The problem with solitude is that we often confuse it with aloneness or isolation. Isolation means that we are cut off from the rest of the world by circumstances over which we have no control; people don’t respond to us, for instance, no matter how hard we try to make contact with them. We live outside the mainstream. We are too sick, lame, shy, angry, far away from people to have any kind of social life. Isolation is either separation or alienation from the world around us.
Solitude is chosen. It is the act of being alone to be with ourselves. We seek solitude for the sake of the soul. Solitude opens us to the wonders of a world without noise, clutter, and purged of the social whirl. At least for a while. At least long enough to immerse ourselves in the balm of simply being. Then the silence outside ourselves enables us to go inside ourselves. It’s in the center of the soul where the unspoken in us runs deep. Here are the ideas we long ago refused to allow ourselves to think and yet could never not think. In solitude we have the opportunity to take them out, turn them over in our mind, look at them, own them or disown them once and for all.

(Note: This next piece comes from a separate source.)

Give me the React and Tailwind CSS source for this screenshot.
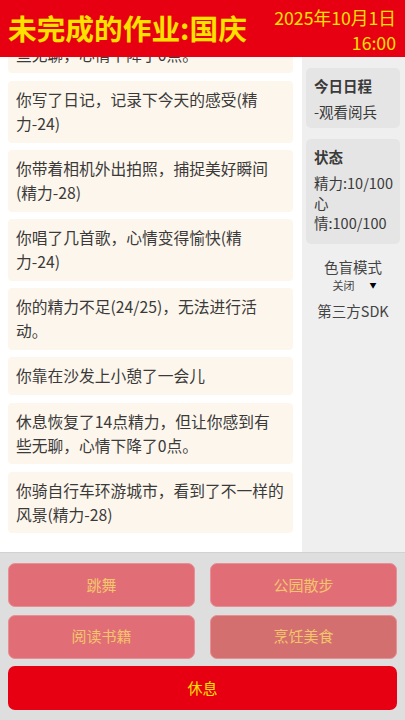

Is the old anger worth it? Was the loss really a loss in the long run? If we didn’t do what we wanted to do, in what way did we grow instead? It’s in solitude where we come to peace with ourselves and the life that is behind us now. We are beyond it now, not able to be hurt by it now, no longer humiliated by it now. Whatever we have done, wherever we have been in life, we are what we are because of it. Stronger because of it, perhaps.
There is life to be lived in the last years that ought not to end infected by what went on before this. We have an obligation now to live well with the people around us who are making this new life possible. We owe them the best we have. And the best that is in us is what is undefiled by the past. Are we living now the happiest way we can in the circumstances we’re in? Solitude is what enables us to illuminate for ourselves whatever it is in us that is making that impossible.
Sister Joan Says: A burden of these years is that we fail to understand that solitude is the gift that comes naturally to those who take the time and the space to explore their core. A blessing of these years is that solitude is their natural state, the gift of reflection that makes the present a contented place to be.
- “Solitude is chosen. It is the act of being alone in order to be with ourselves. We seek solitude for the sake of the soul,” Sister Joan writes. Is choosing solitude one of your regular or daily spiritual practices? If yes, discuss or journal about what value it has for you. If not, what are the obstacles that prevent you from choosing solitude.